In the records below, work out how many lines hold the word "this". Report the number alone.

# PROVIDED ENTRIES

=-=-=-=-=

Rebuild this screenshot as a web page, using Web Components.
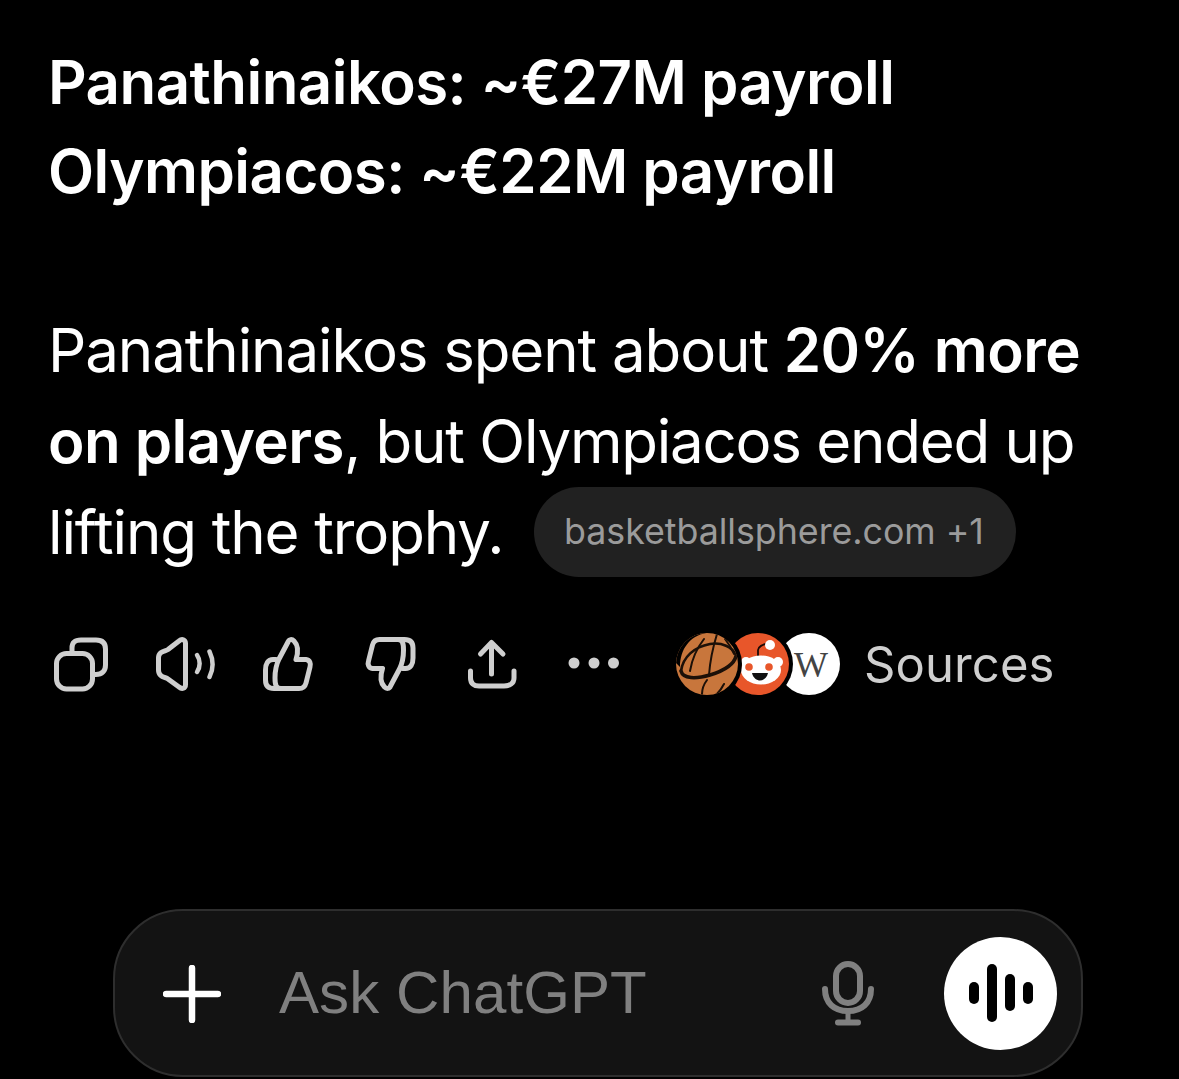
<!DOCTYPE html>
<html lang="en">
<head>
<meta charset="utf-8">
<title>ChatGPT answer</title>
<style>
html,body{margin:0;background:#000;}
body{font-family:Inter,"Liberation Sans",sans-serif;color:#fff;width:1179px;height:1079px;overflow:hidden;}
.tight{letter-spacing:-1.25px}
</style>
</head>
<body>
<chat-screen>
  <chat-message>
    <chat-para lh="88.5"><strong>Panathinaikos: ~€27M payroll</strong><br><strong>Olympiacos: ~€22M payroll</strong></chat-para>
    <chat-para lh="91">Panathinaikos spent about <strong>20% more</strong><br><strong>on players</strong><span class="tight">, but Olympiacos ended up</span><br>lifting the trophy.<source-pill>basketballsphere.com +1</source-pill></chat-para>
  </chat-message>
  <action-bar></action-bar>
  <chat-composer placeholder="Ask ChatGPT"></chat-composer>
</chat-screen>
<script>
function def(name, html, init){
  customElements.define(name, class extends HTMLElement{
    constructor(){super();this.attachShadow({mode:'open'}).innerHTML=html;}
    connectedCallback(){ if(init) init(this); }
  });
}
def('chat-screen',`<style>:host{display:flex;flex-direction:column;height:1079px;box-sizing:border-box;padding:38px 0 2px 50px}</style><slot></slot>`);
def('chat-message',`<style>
:host{display:flex;flex-direction:column;gap:90px;margin-left:-2px;font:400 60px/90px Inter,"Liberation Sans",sans-serif;letter-spacing:-1.1px;color:#fff;white-space:nowrap}
</style><slot></slot>`);
def('chat-para',`<style>
:host{display:block}
::slotted(strong){font-weight:600;letter-spacing:-.55px}
</style><slot></slot>`,el=>{el.style.lineHeight=el.getAttribute('lh')+'px';});
def('source-pill',`<style>
:host{display:inline-flex;align-items:center;justify-content:center;box-sizing:border-box;width:482px;height:90px;margin-left:31px;padding-right:3px;border-radius:45px;background:#212121;color:#9b9b9b;font:400 35.8px/1 Inter,"Liberation Sans",sans-serif;letter-spacing:-.05px;vertical-align:top}
</style><slot></slot>`);
const ico=(vb,body)=>`<svg width="63" height="60" viewBox="${vb} 634 63 60" fill="none" stroke="#cfcfcf" stroke-width="5" stroke-linecap="round" stroke-linejoin="round">${body}</svg>`;
const thumb=`<path d="M279 659L288 642C289 639 292 639 294 641C298 645 299 650 296 659.500H306C310 660 311 664 310 667L306 683C305 687 303 688.500 299 688.500H281C276 688.500 275 685 275 678C275 670 276 665 279 659Z"/><path d="M276 659.500H273C268 659.500 265.500 664 265.500 670V680C265.500 686 269 688.500 274 688.500H281"/>`;
def('action-bar',`<style>
:host{display:flex;align-items:center;gap:40px;margin-top:56px;height:60px}
svg{display:block;flex:none}
.stack{display:flex;margin-left:8px;height:62px}
.sources{font:400 49px/1 Inter,"Liberation Sans",sans-serif;letter-spacing:.1px;color:#cfcfcf;margin-left:-16px}
.c{width:62px;height:62px;border-radius:50%;flex:none;position:relative;overflow:hidden}
.ball{z-index:3;background:#c8763c;box-shadow:0 0 0 4px #000}
.red{z-index:2;background:#e8562a;margin-left:-11px;box-shadow:0 0 0 4px #000}
.wik{z-index:1;background:#fff;margin-left:-11px;display:flex;align-items:center;justify-content:flex-end}
.wik span{font:400 36px/1 "Liberation Serif",serif;color:#444;margin-right:12px;margin-top:2px}
.c svg{position:absolute;inset:0}
</style>
${ico('50',`<rect x="56.500" y="653.500" width="36" height="35.500" rx="10"/><path d="M72 651V648C72 642 75 640 81 640H96C102 640 105.500 643 105.500 649V665C105.500 671 102 674.500 96 674.500H94"/>`)}
${ico('153',`<path d="M185.500 643.500C185.500 639.500 182 638.500 179 641L168 649.500C165 651.500 158.500 651 158.500 658V670C158.500 677 165 677 168 679L179 687C182 689.500 185.500 688.500 185.500 684.500Z"/><path d="M197 655C200.500 660 200.500 667 197 672" stroke-width="4.500"/><path d="M209.500 651.500C213.500 660 213.500 669 209.500 677" stroke-width="4.500"/>`)}
${ico('256',thumb)}
${ico('359',`<g transform="rotate(180 339.250 664)">${thumb}</g>`)}
${ico('462',`<path d="M491.500 674V642.500M480.500 654L491.500 642.500L503 654"/><path d="M470.500 671V678C470.500 683.500 474 686 479 686H504C509.500 686 514 683.500 514 678V671"/>`)}
${ico('565',`<g fill="#cfcfcf" stroke="none"><circle cx="574" cy="663" r="5.500"/><circle cx="594" cy="663" r="5.500"/><circle cx="613.500" cy="663" r="5.500"/></g>`)}
<div class="stack">
  <div class="c ball"><svg viewBox="0 0 62 62" width="62" height="62" fill="none" stroke="#1c1008" stroke-linecap="round">
    <path d="M0 30C0 12 14 0 30 0C14 3 4 16 4 34Z" fill="#000" stroke="none"/>
    <path d="M5 38C7 24 18 14 34 11C46 9 56 14 60 22" stroke-width="2.600"/>
    <path d="M5 38C7 46 20 46 34 42C47 38 58 32 60 23" stroke-width="3.500"/>
    <path d="M28 6C21 15 16 26 14 38M41 1C37 14 34 28 33 42M49 6C53 11 56 16 58 21M26 61C26 55 28 51 31 47M48 51C46 55 44 58 40 62" stroke-width="2"/>
  </svg></div>
  <div class="c red"><svg viewBox="0 0 62 62" width="62" height="62">
    <path d="M31 25V17C31 14 36 11 40 11" fill="none" stroke="#1a0a06" stroke-width="1.800"/>
    <circle cx="43" cy="12" r="5" fill="#fff"/>
    <circle cx="19" cy="29" r="5" fill="#fff"/><circle cx="51" cy="29" r="5" fill="#fff"/>
    <ellipse cx="34" cy="37" rx="20" ry="14.500" fill="#fff"/>
    <circle cx="22" cy="34" r="3.800" fill="#e8562a"/><circle cx="42" cy="34" r="3.800" fill="#e8562a"/>
    <path d="M25 40H41C40 45 36 47.500 33 47.500C30 47.500 26 45 25 40Z" fill="#111"/>
  </svg></div>
  <div class="c wik"><span>W</span></div>
</div>
<div class="sources">Sources</div>`);
def('chat-composer',`<style>
:host{display:flex;align-items:center;box-sizing:border-box;width:970px;height:168px;margin-top:auto;margin-left:63px;border:2.500px solid #2e2e2e;border-radius:70px;background:#131313;padding:0 24px 0 48px}
svg{display:block;flex:none}
.plus{margin-top:2px}
.ph{font:400 60px/1 "Liberation Sans",sans-serif;color:#808080;margin-left:58px;flex:1;letter-spacing:.1px}
.mic{margin-top:1px;margin-right:-1px}
.send{width:113px;height:113px;border-radius:50%;background:#fff;display:flex;align-items:center;justify-content:center;margin-left:70px;flex:none}
</style>
<svg class="plus" width="58" height="58" viewBox="0 0 58 58" stroke="#fff" stroke-width="6.500" stroke-linecap="round"><path d="M29 3V55M3 29H55"/></svg>
<div class="ph" id="ph"></div>
<svg class="mic" width="54" height="66" viewBox="0 0 54 66" fill="none" stroke="#808080" stroke-linecap="round">
<rect x="15" y="3" width="24" height="39" rx="12" stroke-width="6"/>
<path d="M4 28C4 42 13 50 27 50C41 50 50 42 50 28" stroke-width="6"/><path d="M27 50V61" stroke-width="5"/><path d="M17 61.500H37" stroke-width="6"/></svg>
<div class="send"><svg width="64" height="58" viewBox="0 0 64 58" fill="#000">
<rect x="0" y="18" width="10" height="22" rx="5"/><rect x="18" y="0" width="10" height="58" rx="5"/><rect x="36" y="10" width="10" height="37" rx="5"/><rect x="54" y="18" width="10" height="22" rx="5"/></svg></div>`,
el=>{el.shadowRoot.getElementById('ph').textContent=el.getAttribute('placeholder');});
</script>
</body>
</html>
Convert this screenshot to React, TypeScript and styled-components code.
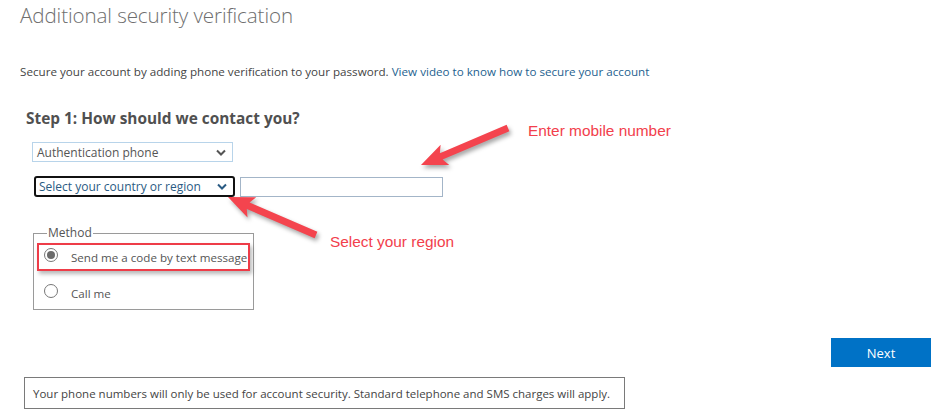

=-=-=-=-=

# WRITTEN RESPONSE
4